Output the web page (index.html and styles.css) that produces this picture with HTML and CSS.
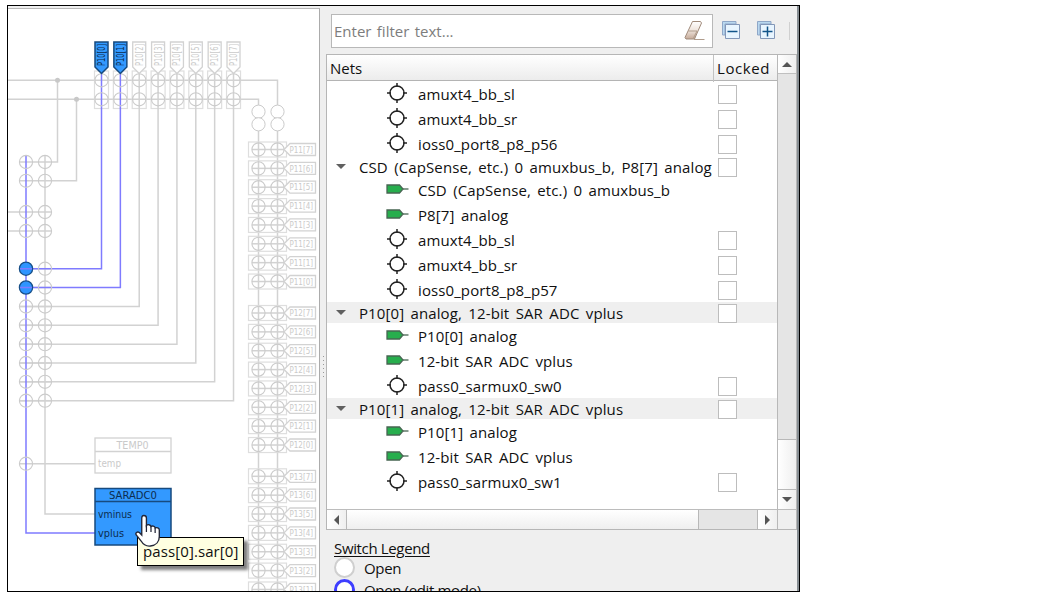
FILE: index.html
```
<!DOCTYPE html>
<html lang="en">
<head>
<meta charset="utf-8">
<title>Analog Route Editor</title>
<link rel="stylesheet" href="styles.css">
</head>
<body>
<svg class="defs" width="0" height="0">
  <defs>
    <g id="i-switch"><circle cx="11" cy="10" r="7"/><path d="M11 0v4M11 16v4M1 10h4M17 10h4"/></g>
    <g id="i-pin"><path d="M17 6h5.500" fill="none"/><path d="M1 2h12.500l3.500 4-3.500 4H1z" fill="#27ae4d"/></g>
  </defs>
</svg>
<main class="frame">
  <section class="canvas">
    <svg class="schematic" width="311" height="583" viewBox="8 8 311 583" id="schematic"></svg>
    <div class="tooltip"><span>pass[0].sar[0]</span></div>
    <svg class="cursor" width="27" height="34" viewBox="0 0 26 34" preserveAspectRatio="none"><path d="M8.500 1.500c1.500 0 2.500 1 2.500 2.500v7.500c1-1.300 4-1 4.400 1 1.200-1 3.700-.5 4 1.300 1.500-.6 4 .2 4 2.200v6.500c0 5-3 9-8.500 9.500-4.500.5-7-1.500-9-5L1.200 21c-1.200-2 1-3.800 3-2.500L6.500 21V4c0-1.500.6-2.500 2-2.500z" fill="#fff" stroke="#222638" stroke-width="1.300"/><path d="M11 11v7M15.400 12.500V18M19.400 14v5" stroke="#222638" stroke-width="1.200" fill="none"/></svg>
  </section>
  <div class="splitter"><i></i><i></i><i></i><i></i><i></i><i></i></div>
  <aside class="panel">
    <div class="toolbar">
      <div class="filter"><span>Enter filter text...</span>
        <svg width="24" height="24" viewBox="0 0 24 24"><defs><linearGradient id="er" x1="0" y1="0" x2="0" y2="1"><stop offset="0" stop-color="#fff"/><stop offset=".5" stop-color="#efe4dc"/><stop offset="1" stop-color="#c5aa98"/></linearGradient></defs><path d="M10.500 3.500h8l1 1.500-7 16H4L3 19.500z" fill="url(#er)" stroke="#a08a7a"/><path d="M6.500 13h8.500M12 21.500h10.500M15 13l-4 8" stroke="#b09c8c" fill="none"/></svg>
      </div>
      <svg class="tool" width="20" height="20" viewBox="0 0 20 20"><path d="M1.500 15V1.500H15V4H4v11z" fill="#b9d8ef" stroke="#8fa7c8"/><path d="M4.500 4.500h14v14h-14z" fill="#e8f5ff" stroke="#8297b8"/><path d="M6.500 11.500h10" stroke="#12558a" stroke-width="1.500"/></svg>
      <svg class="tool second" width="20" height="20" viewBox="0 0 20 20"><path d="M1.500 15V1.500H15V4H4v11z" fill="#b9d8ef" stroke="#8fa7c8"/><path d="M4.500 4.500h14v14h-14z" fill="#e8f5ff" stroke="#8297b8"/><path d="M6.500 11.500h10M11.500 6.500v10" stroke="#12558a" stroke-width="1.500"/></svg>
      <i class="sep"></i>
    </div>
    <div class="table">
      <div class="tree">
        <div class="head"><div>Nets</div><div>Locked</div></div>
        <div class="rows" id="rows"></div>
      </div>
      <div class="vscroll"><b class="up"></b><div class="track"></div><div class="thumb"></div><b class="down"></b></div>
      <div class="hscroll"><b class="left"></b><div class="thumb"></div><div class="track"></div><b class="right"></b></div>
      <div class="corner"></div>
    </div>
    <div class="legend">
      <div class="title">Switch Legend</div>
      <div class="item"><i class="ring"></i><span>Open</span></div>
      <div class="item"><i class="ring edit"></i><span>Open (edit mode)</span></div>
    </div>
  </aside>
</main>
<script src="app.js"></script>
</body>
</html>
```
FILE: styles.css
```
* { box-sizing: border-box; }
body { margin: 0; background: #fff; font: 15px/20px "Open Sans", "Noto Sans", sans-serif; color: #101010; }
.defs { position: absolute; }
.frame { margin: 5px 0 0 7px; width: 793px; height: 587px; border: 1px solid #000; background: #efefef; display: grid; grid-template-columns: 312px 6px 1fr; overflow: hidden; }
.canvas { position: relative; margin-top: 2px; border-top: 1px solid #b8b8b8; border-right: 1px solid #ababab; background: #fff; overflow: hidden; }
.schematic { display: block; margin-top: -1px; }
.schematic text { font-family: "DejaVu Sans", sans-serif; font-size: 10px; }
.schematic text.port { font-size: 8.500px; }
.wire { stroke: #d2d2d2; stroke-width: 1.500; fill: none; }
.net { stroke: #7f7bff; stroke-width: 1.500; fill: none; }
.sw { stroke: #cbcbcb; stroke-width: 1.100; fill: none; }
.coupler { stroke: #cbcbcb; fill: #fff; }
.closed { stroke: #174f88; fill: #2e94ff; stroke-width: 1.300; }
.box { stroke: #dedede; stroke-width: 1.200; fill: none; }
.tag { stroke: #d2d2d2; stroke-width: 1.300; fill: #fff; }
.tag-on { stroke: #174a7e; stroke-width: 1.500; fill: #3399ff; }
.off { fill: #cacaca; }
.on { fill: #0c2d50; }
.dot { fill: #c8c8c8; }
.tooltip { position: absolute; left: 129px; top: 528px; width: 107px; height: 29px; border: 1px solid #000; background: #ffffe1; box-shadow: 4px 4px 3px rgba(0,0,0,.5); line-height: 27px; padding-left: 5px; white-space: nowrap; letter-spacing: .1px; }
.cursor { position: absolute; left: 127px; top: 505px; }
.splitter { display: flex; flex-direction: column; gap: 3px; padding: 350px 0 0 3px; }
.splitter i { width: 1px; height: 1px; background: #999; }
.panel { display: flex; flex-direction: column; border-right: 2px solid #868d92; min-width: 0; }
.toolbar { height: 48px; flex: none; padding: 8px 0 0 5px; display: flex; align-items: flex-start; }
.filter { width: 382px; height: 34px; border: 1px solid #b8b8b8; background: #fff; color: #7d7d7d; display: flex; justify-content: space-between; padding: 3px 6px 0 2px; line-height: 26px; word-spacing: 1.500px; }
.tool { margin: 6px 0 0 8px; }
.tool.second { margin-left: 15px; }
.sep { width: 1px; height: 18px; margin: 8px 0 0 13px; background: #d0d0d0; }
.table { display: grid; grid-template-columns: 450px 1fr; grid-template-rows: 455px 19px; border: 1px solid #b6b6b6; border-right: 0; flex: none; height: 476px; }
.tree { background: #fff; overflow: hidden; border-bottom: 1px solid #bcbcbc; }
.head { display: grid; grid-template-columns: 386px 1fr; height: 26px; border-bottom: 1px solid #b4b4b4; background: linear-gradient(#fff, #ececec); line-height: 27px; }
.head div { padding-left: 3px; }
.head div + div { border-left: 1px solid #c2c2c2; padding-left: 3px; letter-spacing: .6px; }
.rows { letter-spacing: .1px; word-spacing: 2.400px; }
.row { display: grid; grid-template-columns: 59px 332px 1fr; height: 25px; align-items: center; white-space: nowrap; }
.row.parent { height: 21px; grid-template-columns: 32px 359px 1fr; }
.row.parent.shade { background: #efefef; }
.icon { width: 24px; height: 21px; display: block; flex: none; stroke: #222; stroke-width: 1.500; fill: #fff; }
.name { display: flex; align-items: center; }
.name .label { padding: 1px 0 0 8px; }
.icon.pin { stroke: #476552; stroke-width: 1.300; height: 12px; margin: -2px 0 0; }
.row.parent .arrow { margin-left: 9px; border: 5px solid transparent; border-top-color: #606060; border-bottom: 0; width: 10px; }
.check { width: 19px; height: 19px; border: 1px solid #bdbdbd; background: #fff; margin-top: 1px; }
.vscroll { display: grid; grid-template-rows: 18px 1fr 50px 19px; border-left: 1px solid #b8b8b8; border-right: 1px solid #b8b8b8; border-bottom: 1px solid #bcbcbc; }
.vscroll b, .hscroll b { display: grid; place-items: center; background: linear-gradient(90deg, #fff, #efefef); }
.vscroll b::before, .hscroll b::before { content: ""; border: 5px solid transparent; }
.up::before { border-bottom-color: #555 !important; border-top-width: 0 !important; }
.down::before { border-top-color: #555 !important; border-bottom-width: 0 !important; }
.left::before { border-right-color: #555 !important; border-left-width: 0 !important; }
.right::before { border-left-color: #555 !important; border-right-width: 0 !important; }
.track { background: #e5e5e5; }
.vscroll .track { border-top: 1px solid #c0c0c0; border-bottom: 1px solid #b8b8b8; }
.vscroll .thumb { background: linear-gradient(90deg, #fff, #efefef); border-bottom: 1px solid #b8b8b8; }
.hscroll { display: grid; grid-template-columns: 19px 352px 1fr 19px; }
.hscroll .thumb { background: linear-gradient(#fff, #efefef); border-left: 1px solid #b8b8b8; }
.hscroll .track { border-left: 1px solid #b8b8b8; border-right: 1px solid #b8b8b8; }
.corner { border-left: 1px solid #b8b8b8; border-right: 1px solid #b8b8b8; }
.legend { padding: 9px 0 0 8px; overflow: hidden; flex: 1; letter-spacing: -.35px; }
.legend .title { height: 18px; text-decoration: underline; text-underline-offset: 2px; line-height: 19px; }
.item { display: flex; gap: 8px; height: 22px; line-height: 23px; }
.ring { width: 21px; height: 21px; flex: none; border: 2px solid #cfcfcf; border-radius: 50%; background: #fff; }
.ring.edit { border: 3px solid #3e3eff; }
.item span { padding-left: 1px; white-space: nowrap; }
```
FILE: app.js
```
const P = 18.86;
const out = [];
const line = (cls, d) => out.push(`<path class="${cls}" d="${d}"/>`);
const circle = (cls, x, y, r = 6.6) => out.push(`<circle class="${cls}" cx="${x}" cy="${y}" r="${r}"/>`);
const text = (cls, x, y, s, w, extra = "") => out.push(`<text class="${cls}" x="${x}" y="${y}" textLength="${w}" lengthAdjust="spacingAndGlyphs" ${extra}>${s}</text>`);

const colX = i => 101.5 + P * i;
const leftY = [162, 180.8, 212, 231, 268.7, 287.5, 306.5, 325.3, 344.2, 363, 381.8, 400.7];

// Analog bus wires
line("wire", "M8 80.300H277.500V105M8 99.300H258.500V105M57.500 80V162H20M76.500 99V180.800H20M8 212H52M8 231H52M45 155V514H95M20 463.700H95");
line("wire", "M258.500 131V591M277.500 131V591");
circle("dot", 57.5, 80.3, 2.5);
circle("dot", 76.5, 99.3, 2.5);

// Port 10 columns with their routes down to the SAR mux
for (let i = 0; i < 8; i++) {
  const x = colX(i), y = leftY[i + 4], on = i < 2;
  out.push(`<rect class="box" x="${x - 7}" y="71" width="14" height="37.500"/>`);
  line("wire", `M20 ${y}H52`);
  line(on ? "net" : "wire", `M${x} 72V${y}H${on ? 26 : 20}`);
  circle("sw", x, 80.3);
  circle("sw", x, 99.3);
  line(on ? "tag-on" : "tag", `M${x - 6.500} 42H${x + 6.500}V67L${x} 73.500L${x - 6.500} 67Z`);
  text(on ? "on" : "off", 0, 0, `P10[${i}]`, 22, `transform="translate(${x + 3.500} 66) rotate(-90)"`);
}
line("net", "M26 155V533H95");
leftY.forEach((y, i) => {
  circle(i === 4 || i === 5 ? "closed" : "sw", 26, y);
  circle("sw", 45, y);
});
line("net", "M20 268.700H32M20 287.500H32");
circle("sw", 26, 463.7);

// Couplers between bus segments
[258.5, 277.5].forEach(x => { circle("coupler", x, 111.7); circle("coupler", x, 124.3); });

// Ports 11 to 13
[[11, 149.5, 8], [12, 313, 8], [13, 476.3, 7]].forEach(([port, top, n]) => {
  for (let i = 0; i < n; i++) {
    const y = top + P * i;
    out.push(`<rect class="box" x="248.500" y="${y - 7.500}" width="38" height="15"/>`);
    line("wire", `M252 ${y}H284`);
    circle("sw", 258.5, y);
    circle("sw", 277.5, y);
    line("tag", `M284 ${y}L290 ${y - 6}H315.500V${y + 6}H290Z`);
    text("off port", 289.5, y + 3.2, `P${port}[${7 - i}]`, 23.5);
  }
});

// Fixed-function blocks
out.push('<rect class="tag" x="95" y="438" width="76" height="35"/>');
line("tag", "M95 451.500H171");
text("off", 116.5, 449, "TEMP0", 32);
text("off", 98, 467, "temp", 23);
out.push('<rect class="tag-on" x="95" y="488.500" width="76" height="56.500"/>');
line("tag-on", "M95 501.500H171");
text("on", 109, 499, "SARADC0", 48);
text("on", 98, 517.5, "vminus", 34);
text("on", 98, 536.5, "vplus", 26);
document.getElementById("schematic").innerHTML = out.join("");

// Net tree: s = switch, p = pin, g/G = group (G shaded)
const nets = [
  ["s", "amuxt4_bb_sl"], ["s", "amuxt4_bb_sr"], ["s", "ioss0_port8_p8_p56"],
  ["g", "CSD (CapSense, etc.) 0 amuxbus_b, P8[7] analog"],
  ["p", "CSD (CapSense, etc.) 0 amuxbus_b"], ["p", "P8[7] analog"],
  ["s", "amuxt4_bb_sl"], ["s", "amuxt4_bb_sr"], ["s", "ioss0_port8_p8_p57"],
  ["G", "P10[0] analog, 12-bit SAR ADC vplus"],
  ["p", "P10[0] analog"], ["p", "12-bit SAR ADC vplus"], ["s", "pass0_sarmux0_sw0"],
  ["G", "P10[1] analog, 12-bit SAR ADC vplus"],
  ["p", "P10[1] analog"], ["p", "12-bit SAR ADC vplus"], ["s", "pass0_sarmux0_sw1"]
];
document.getElementById("rows").innerHTML = nets.map(([k, s]) => {
  const check = k === "p" ? "" : '<i class="check"></i>';
  if (k === "g" || k === "G") return `<div class="row parent${k === "G" ? " shade" : ""}"><i class="arrow"></i><span class="label">${s}</span>${check}</div>`;
  return `<div class="row"><span></span><div class="name"><svg class="icon${k === "p" ? " pin" : ""}" viewBox="0 0 24 ${k === "p" ? 12 : 21}"><use href="#${k === "p" ? "i-pin" : "i-switch"}"/></svg><span class="label">${s}</span></div>${check}</div>`;
}).join("");
```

—————

WHAT TO PRODUCE = List all lines in the material containing the string "index".

ANSWER TO THE TASK =
Output the web page (index.html and styles.css) that produces this picture with HTML and CSS.
FILE: index.html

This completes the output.